Spokeswoman for the Western Cape Education Department, (WCED) Jessica Shelver confirmed that “there has been some instability within the community regarding the schools participation in the collaboration schools pilot project.”
She said the schools that form part of the collaboration project chose to become part of the R30 million pilot programme and submitted requests to the WCED to change their composition to include representatives of the donor partners.
“As this was voluntary, should a school no longer wish to form part of the programme, they may withdraw from the project by informing the WCED,” she said.
Ms Shelver said she could confirm that the programme was working well at the Silikamva High School.
Silikamva High School principal, Angus Duffett said the programme offers sustainable support for public schools in the form of additional academic, financial and extra mural support.
“So far, we have found benefits in all those areas. We have appointed additional support staff which will ensure that our pupils are given a greater opportunity to perform and excel in education,” he said.
He said the school’s partner, Mellon Educate have a team of education specialists who provide resources and additional academic skills development.
Mr Duffett added parents and teachers have been entirely supportive and teachers now have additional academic support in class as well as development of their own skills and development content.
However, Sadtu spokesman, Jonavon Rustin disagreed with the praises of the programme.
He said Sadtu was happy that Oranjekloof was considering withdrawing from the “ill conceived programme,” and said there were two fundamental problems.
Firstly, the programme is a violation of the provisions of the South African Schools Act. He said the Act covers private and public schools only. “You cannot violate the Act by bringing about a school that is not stipulated in the Act. How can you have a public school where parents and the SGB have no say but instead the majority voice belongs to a private body,” he said.

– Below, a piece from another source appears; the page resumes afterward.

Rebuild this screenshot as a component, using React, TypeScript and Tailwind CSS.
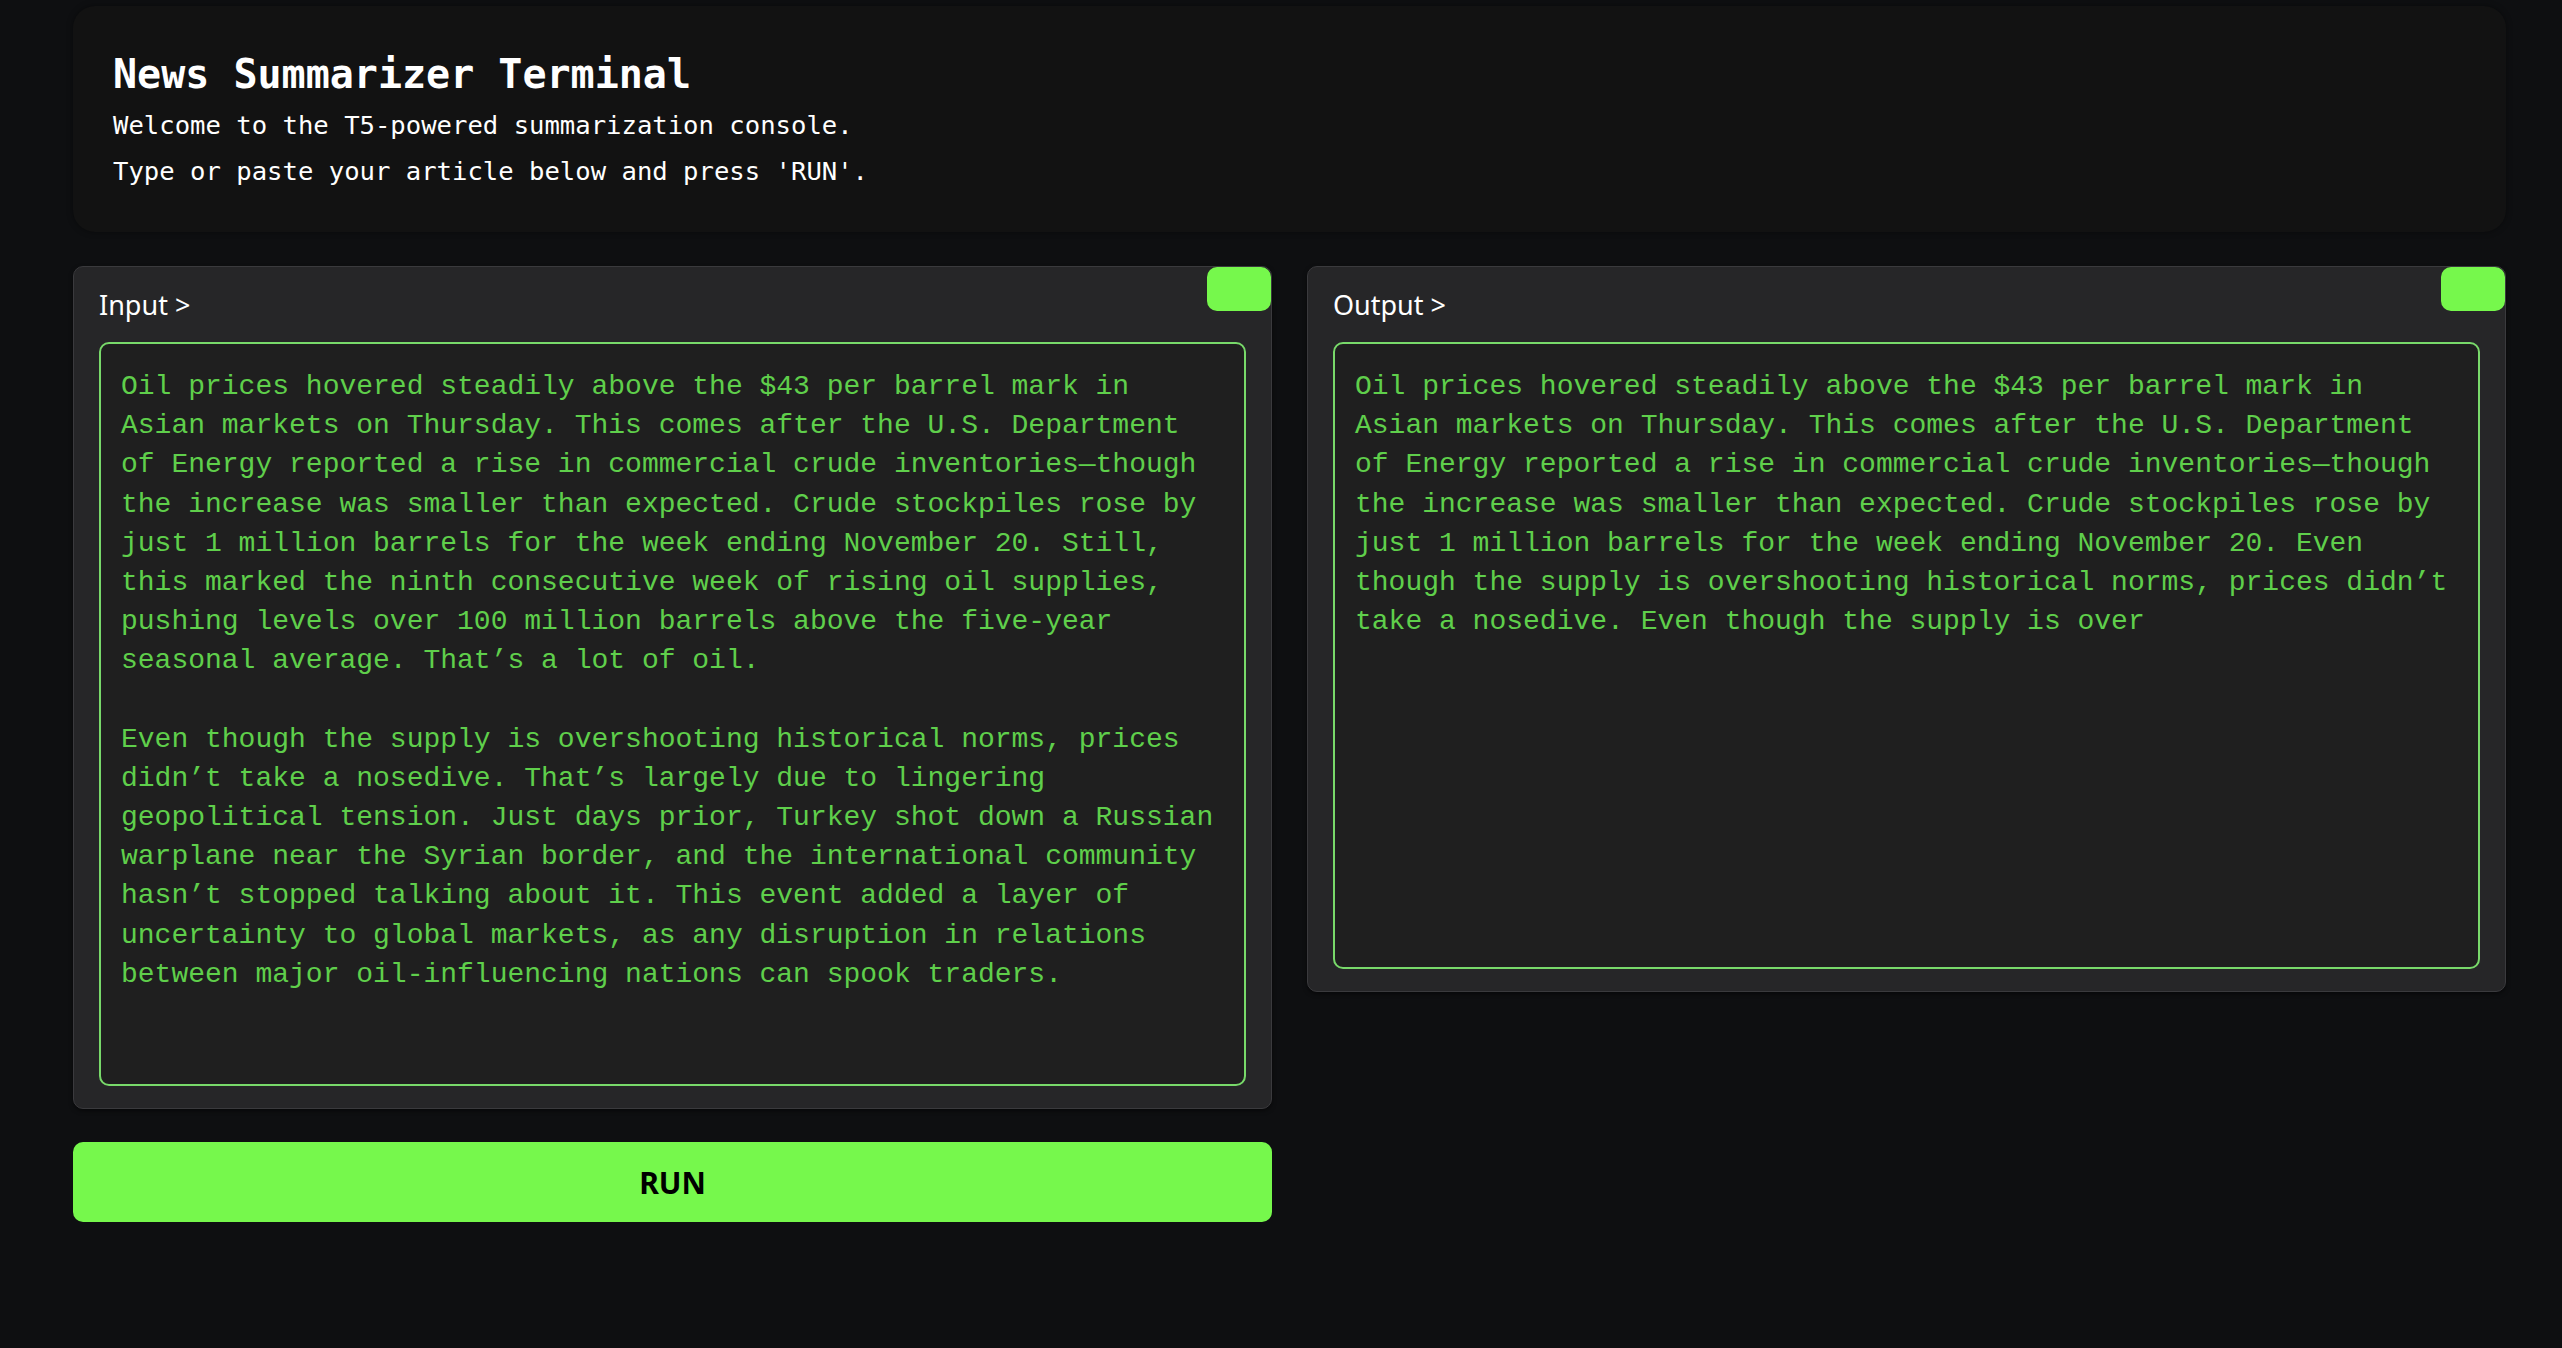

And secondly, the WCED want to relinquish their responsibility of taking care of the school by handing it over to a private entity.
Ms Zille’s earlier statement addressed union accusations saying Oranjekloof is an example of how the often intimidating voice of Sadtu and a small number of self-interested teachers can derail progress toward quality education.
“A misinformation campaign is currently doing the rounds amongst parents, with lies being peddled about the so-called ‘privatisation’ of the school, and the intention to charge high fees and enrol learners from outside the community,” it read.
Oranjekloof acting principal, Nokuzoa Mgqweto and Mellon Educate declined to comment.
A date for the next vote is yet to be established.